Exercise: Look for the string "page" and copy every line that has it.

Data extract:
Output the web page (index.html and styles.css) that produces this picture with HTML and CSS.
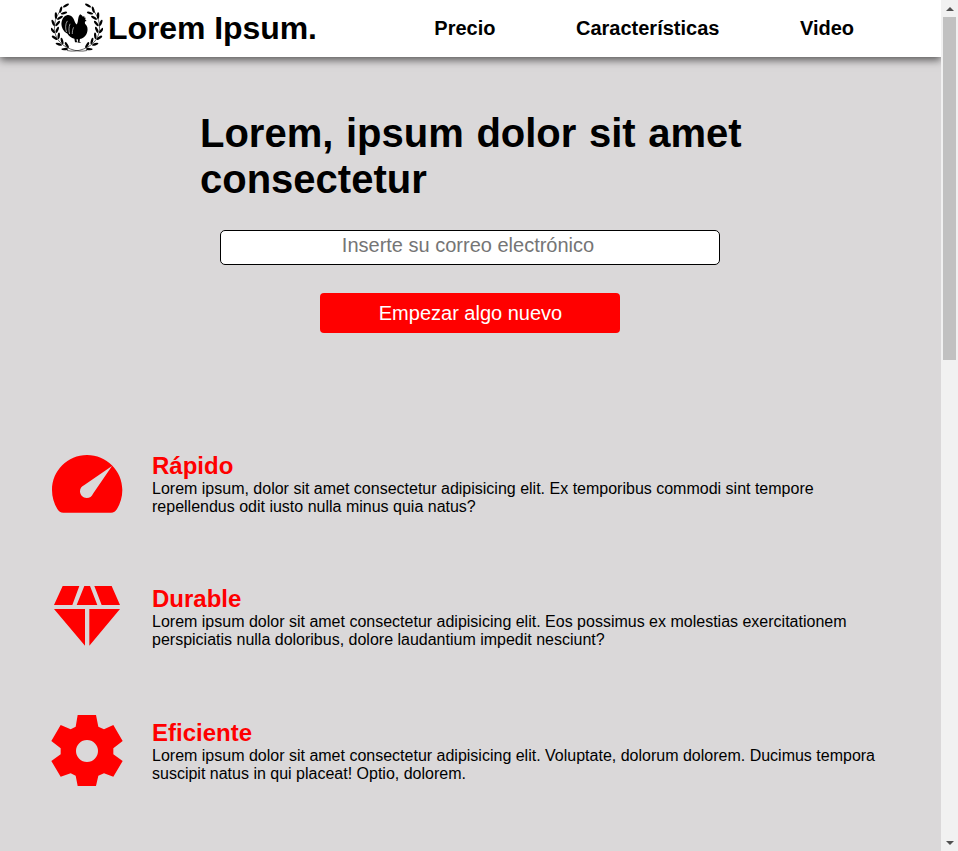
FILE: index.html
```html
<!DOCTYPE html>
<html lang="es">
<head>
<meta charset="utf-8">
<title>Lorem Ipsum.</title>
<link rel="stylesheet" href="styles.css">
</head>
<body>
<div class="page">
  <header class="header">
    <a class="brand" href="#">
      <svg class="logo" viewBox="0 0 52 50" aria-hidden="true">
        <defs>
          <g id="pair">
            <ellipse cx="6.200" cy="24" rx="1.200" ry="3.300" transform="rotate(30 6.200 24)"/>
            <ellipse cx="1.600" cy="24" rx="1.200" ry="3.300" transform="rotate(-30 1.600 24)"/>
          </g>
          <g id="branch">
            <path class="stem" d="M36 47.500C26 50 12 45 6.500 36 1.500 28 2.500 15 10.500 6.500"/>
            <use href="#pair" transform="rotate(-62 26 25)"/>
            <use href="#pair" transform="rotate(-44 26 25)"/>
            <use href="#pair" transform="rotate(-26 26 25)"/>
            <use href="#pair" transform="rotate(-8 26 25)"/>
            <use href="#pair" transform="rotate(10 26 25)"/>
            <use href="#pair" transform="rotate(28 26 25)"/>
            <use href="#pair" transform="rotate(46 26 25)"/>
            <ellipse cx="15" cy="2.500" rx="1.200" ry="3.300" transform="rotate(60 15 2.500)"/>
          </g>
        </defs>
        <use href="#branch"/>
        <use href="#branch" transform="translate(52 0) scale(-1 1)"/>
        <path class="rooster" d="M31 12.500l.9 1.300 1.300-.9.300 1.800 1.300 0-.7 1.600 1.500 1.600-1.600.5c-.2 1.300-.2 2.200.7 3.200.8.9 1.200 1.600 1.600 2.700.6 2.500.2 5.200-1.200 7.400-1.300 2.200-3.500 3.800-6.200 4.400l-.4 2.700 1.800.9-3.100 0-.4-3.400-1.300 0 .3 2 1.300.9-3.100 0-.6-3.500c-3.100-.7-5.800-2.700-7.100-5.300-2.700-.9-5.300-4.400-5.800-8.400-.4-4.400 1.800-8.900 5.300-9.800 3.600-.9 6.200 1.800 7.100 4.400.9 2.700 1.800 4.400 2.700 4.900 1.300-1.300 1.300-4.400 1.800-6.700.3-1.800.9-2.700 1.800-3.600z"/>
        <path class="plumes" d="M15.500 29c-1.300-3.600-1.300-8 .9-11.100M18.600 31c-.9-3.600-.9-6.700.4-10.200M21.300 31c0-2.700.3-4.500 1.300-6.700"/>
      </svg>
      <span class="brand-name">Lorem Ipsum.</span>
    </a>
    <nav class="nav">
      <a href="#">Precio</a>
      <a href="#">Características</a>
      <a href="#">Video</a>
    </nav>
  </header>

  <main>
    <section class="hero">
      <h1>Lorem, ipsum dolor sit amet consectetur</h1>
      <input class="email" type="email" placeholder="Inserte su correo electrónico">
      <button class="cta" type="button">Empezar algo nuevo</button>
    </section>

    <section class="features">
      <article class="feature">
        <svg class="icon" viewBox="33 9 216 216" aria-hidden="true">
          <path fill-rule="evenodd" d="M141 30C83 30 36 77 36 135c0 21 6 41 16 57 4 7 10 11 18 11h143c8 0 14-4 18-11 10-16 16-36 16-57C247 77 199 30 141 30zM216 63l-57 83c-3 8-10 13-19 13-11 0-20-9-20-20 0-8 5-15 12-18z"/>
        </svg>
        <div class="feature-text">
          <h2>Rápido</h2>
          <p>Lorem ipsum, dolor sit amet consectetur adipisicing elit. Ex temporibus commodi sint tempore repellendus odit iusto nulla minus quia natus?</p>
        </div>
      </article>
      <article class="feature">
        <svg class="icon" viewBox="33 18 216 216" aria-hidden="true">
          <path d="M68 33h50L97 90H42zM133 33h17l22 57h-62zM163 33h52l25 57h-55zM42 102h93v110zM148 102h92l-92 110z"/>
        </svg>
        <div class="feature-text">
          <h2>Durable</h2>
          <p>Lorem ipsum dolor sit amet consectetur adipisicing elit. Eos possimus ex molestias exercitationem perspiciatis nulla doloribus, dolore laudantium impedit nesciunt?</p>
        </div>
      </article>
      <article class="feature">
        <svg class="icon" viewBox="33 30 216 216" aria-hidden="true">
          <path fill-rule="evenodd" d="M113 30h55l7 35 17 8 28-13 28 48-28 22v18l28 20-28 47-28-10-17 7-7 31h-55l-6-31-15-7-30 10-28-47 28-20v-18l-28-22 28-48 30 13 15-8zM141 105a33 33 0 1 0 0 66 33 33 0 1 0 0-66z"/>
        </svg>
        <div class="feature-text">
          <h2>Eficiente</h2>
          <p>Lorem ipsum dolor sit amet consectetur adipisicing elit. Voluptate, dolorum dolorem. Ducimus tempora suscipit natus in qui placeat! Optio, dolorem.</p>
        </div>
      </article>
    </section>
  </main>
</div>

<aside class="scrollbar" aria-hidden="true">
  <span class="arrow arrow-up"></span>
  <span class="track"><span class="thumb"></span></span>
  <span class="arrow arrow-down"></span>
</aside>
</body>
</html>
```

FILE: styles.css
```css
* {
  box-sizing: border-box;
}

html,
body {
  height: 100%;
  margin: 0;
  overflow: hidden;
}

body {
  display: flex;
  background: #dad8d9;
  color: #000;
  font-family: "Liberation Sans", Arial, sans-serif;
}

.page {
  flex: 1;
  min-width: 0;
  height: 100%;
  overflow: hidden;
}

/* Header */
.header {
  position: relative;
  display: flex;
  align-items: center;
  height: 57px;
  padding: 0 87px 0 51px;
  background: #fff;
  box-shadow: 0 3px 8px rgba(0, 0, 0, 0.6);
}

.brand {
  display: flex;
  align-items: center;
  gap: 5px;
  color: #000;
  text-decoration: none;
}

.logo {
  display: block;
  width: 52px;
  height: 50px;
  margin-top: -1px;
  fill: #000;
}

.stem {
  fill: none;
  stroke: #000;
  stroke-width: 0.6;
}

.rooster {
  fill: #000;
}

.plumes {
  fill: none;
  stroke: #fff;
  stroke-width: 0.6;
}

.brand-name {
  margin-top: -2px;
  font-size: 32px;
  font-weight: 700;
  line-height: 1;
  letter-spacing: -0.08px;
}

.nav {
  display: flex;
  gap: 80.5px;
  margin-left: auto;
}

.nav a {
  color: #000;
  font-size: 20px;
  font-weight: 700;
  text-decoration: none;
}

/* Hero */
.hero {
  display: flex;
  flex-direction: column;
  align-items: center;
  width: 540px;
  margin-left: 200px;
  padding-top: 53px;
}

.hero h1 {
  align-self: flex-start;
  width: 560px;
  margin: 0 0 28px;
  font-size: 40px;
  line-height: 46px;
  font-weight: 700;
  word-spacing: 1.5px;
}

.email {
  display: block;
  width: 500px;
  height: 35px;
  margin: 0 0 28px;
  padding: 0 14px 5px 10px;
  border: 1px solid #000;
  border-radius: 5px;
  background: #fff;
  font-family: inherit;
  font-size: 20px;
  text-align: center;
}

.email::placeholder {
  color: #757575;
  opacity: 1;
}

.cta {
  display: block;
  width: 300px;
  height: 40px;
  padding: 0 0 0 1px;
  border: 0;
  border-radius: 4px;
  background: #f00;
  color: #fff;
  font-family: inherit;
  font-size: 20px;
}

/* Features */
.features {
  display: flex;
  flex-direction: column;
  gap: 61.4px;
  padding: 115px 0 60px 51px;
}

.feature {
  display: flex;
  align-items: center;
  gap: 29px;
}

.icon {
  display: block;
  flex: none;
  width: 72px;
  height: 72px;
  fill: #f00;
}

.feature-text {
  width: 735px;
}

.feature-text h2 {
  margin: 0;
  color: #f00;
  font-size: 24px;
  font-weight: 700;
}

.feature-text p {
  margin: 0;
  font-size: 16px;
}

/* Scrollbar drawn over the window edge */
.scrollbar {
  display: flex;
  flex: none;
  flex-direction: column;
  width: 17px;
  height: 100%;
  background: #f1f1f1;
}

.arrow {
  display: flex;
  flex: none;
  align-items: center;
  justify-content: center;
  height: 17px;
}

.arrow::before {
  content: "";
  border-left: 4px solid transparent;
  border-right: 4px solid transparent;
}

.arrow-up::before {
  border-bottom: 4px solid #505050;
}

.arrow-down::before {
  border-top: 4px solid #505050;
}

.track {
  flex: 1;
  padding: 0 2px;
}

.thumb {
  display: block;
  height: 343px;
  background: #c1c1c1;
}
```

Response below:
Output the web page (index.html and styles.css) that produces this picture with HTML and CSS.
<div class="page">
.page {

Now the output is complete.